Abstact

Eukaryotic cells restrict protein synthesis under various stress conditions, by inhibiting the eukaryotic translation initiation factor 2B (eIF2B). eIF2B is the guanine nucleotide exchange factor for eIF2, a heterotrimeric G protein consisting of α-, β- and γ-subunits. eIF2B exchanges GDP for GTP on the γ-subunit of eIF2 (eIF2γ), and is inhibited by stress-induced phosphorylation of eIF2α. eIF2B is a heterodecameric complex of two copies each of the α-, β-, γ-, δ- and ε-subunits; its α-, β- and δ-subunits constitute the regulatory subcomplex, while the γ- and ε-subunits form the catalytic subcomplex. The three-dimensional structure of the entire eIF2B complex has not been determined. Here we present the crystal structure of Schizosaccharomyces pombe eIF2B with an unprecedented subunit arrangement, in which the α2β2δ2 hexameric regulatory subcomplex binds two γε dimeric catalytic subcomplexes on its opposite sides. A structure-based in vitro analysis by a surface-scanning site-directed photo-cross-linking method identified the eIF2α-binding and eIF2γ-binding interfaces, located far apart on the regulatory and catalytic subcomplexes, respectively.

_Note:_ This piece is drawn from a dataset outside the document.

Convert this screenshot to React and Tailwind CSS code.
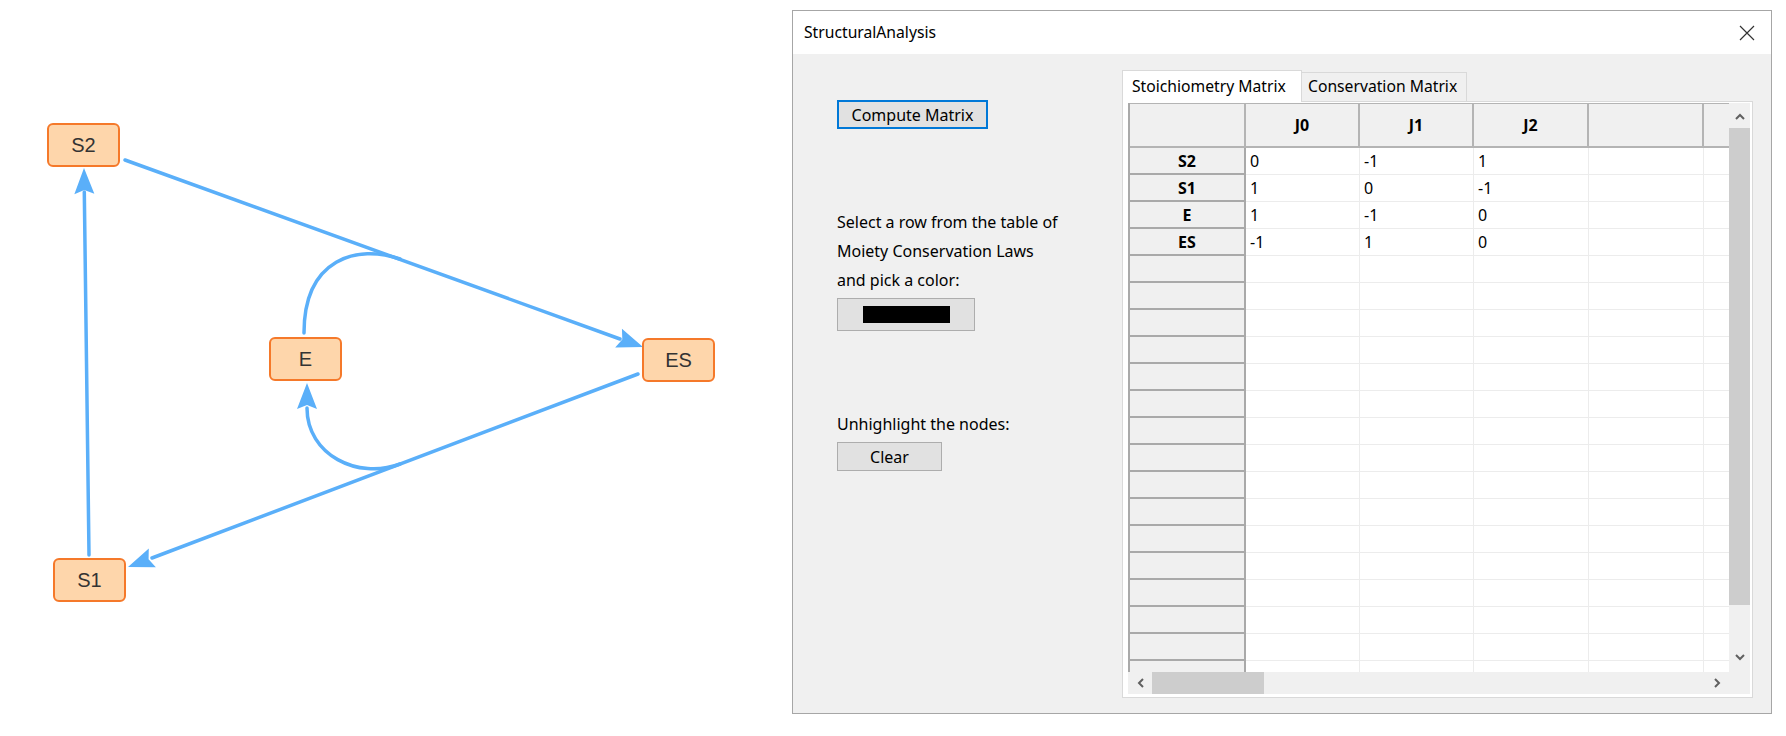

The eIF2γ-binding interface is located close to the conserved 'NF motif', which is important for nucleotide exchange. A structural model was constructed for the complex of eIF2B with phosphorylated eIF2α, which binds to eIF2B more strongly than the unphosphorylated form. These results indicate that the eIF2α phosphorylation generates the 'nonproductive' eIF2-eIF2B complex, which prevents nucleotide exchange on eIF2γ, and thus provide a structural framework for the eIF2B-mediated mechanism of stress-induced translational control.